In so far as I can remember, many CBI directors during the last two decades have had the mortification of finding themselves in such a predicament of lesser or greater magnitude . Among those pontificating on 24/7 television today are people who were similarly pilloried in their own time, reminding one a little of the scenes during French Revolution. Those on the benches jeering at the doomed unfortunate victim found themselves on the guillotine, providing a day’s entertainment for the crowd. In recent past, we have listened to the pleas of " representational fallacy" and " trial by media" from the elite of our society— crusading journalists, judges, and academics when their own heads were on the chopping block . Politicians no longer provide a spectacle. Their public humiliation is a routine, lacklustre affair.
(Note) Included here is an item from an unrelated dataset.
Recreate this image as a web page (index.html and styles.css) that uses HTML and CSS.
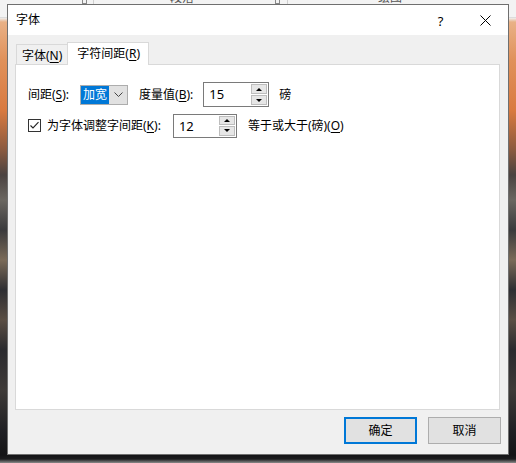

After the cathartic episodes of moral revulsion and despair, may we now contemplate the larger issue? It has been said before endlessly, but it needs to be reiterated because, as George Orwell once said, we have now sunk to such a depth that the restatement of the obvious is the first duty of civilized men. Let us now admit that it is not an issue crisis; the progressive diminution of the moral stature of men in high places bespeaks of a systemic crisis. The current method of appointment is itself the result of a lot of moral churning, public interest litigation, and the CVC Act. It seems we are now colliding against the boundary of the system whose potential has been exhausted and is approaching the condition of entropy. Issue crises are amenable to resolution by standard prescriptions; systemic crises are resistant to these remedies. We have to think up something new; the old system is clueless.

The high dramas are only an avenue for escape, a substitute for a sustained engagement with the crisis of moral vacuum in our society which can only produce hollow men. Those who preside over our destinies somehow believe that they can reform the society by making laws; be good, they say, and expect the people to behave. Somewhere down the line, we miss the point that the moral codes, cultural traditions, norms, internalized beliefs that inform the moral choices of the individuals are missing from our lives. No wonder such anti corruption movements like the one led by Anna Hazare or the more flamboyant AAP experiment of Arvind Kejriwal enjoyed their hour of glory and then floundered, because these were rooted in the opportunistic exploitation of our diffuse longing for redemption from the vale of corruption rather than an inflexible moral conviction. Instead of serving the public by espousing the cause of probity they made the cause of probity subserve the vaulting ambition of its leadership in public life.

When all is said and done, can we be sure that the next director would be an epitome of moral rectitude because it is highly unlikely that a police officer thus burdened would ever make it to the consideration zone. This is the moral of the story. In the kingdom of the morally blind, we look but look in vain for the proverbial one eyed man.